Melt the chocolate and put in medium sized bowl. Bring the cream and butter to a boil. When boiling remove from heat and add to the chocolate. Mix well. Add jam, lemon, and Creme de Cacao and whisk in. Cover the mixture and place in the freezer for 60-90 minutes. Remove from the freezer, and line a baking sheet with waxed paper. Scoop the mixuture out and place in 2 T balls on the waxed paper. Chill for 15 minutes. Roll balls in the cornstarch or cocao powder, cover loosely with plastic wrap, and chill overnight. The coating I use for these comes from the book "Double Shot" by Diane Mott Davidson:

Chocolate Coating
6 oz dark chocolate
2 T clarified butter (regular unsalted works, too)

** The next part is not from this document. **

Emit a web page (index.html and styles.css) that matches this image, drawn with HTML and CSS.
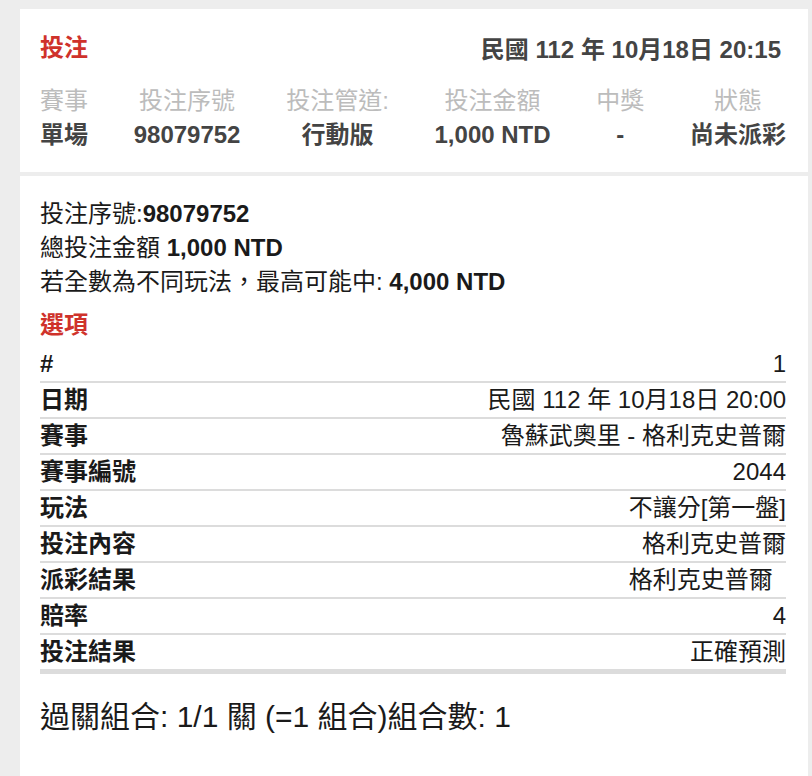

Melt chocolate and butter together on low heat. Using 2 forks (this method worked best for me) drop each ball into the melted chocolate and coat, allow excess chocolate to drip off. Then place back on the waxed paper lined cookie sheet. Stir the melted chocolate often. These can be sprinkled with nuts or crushed candies, but this must be done immediately, the chocolate sets very quickly. When the chocolate coating has fully set, serve or wrap in foil.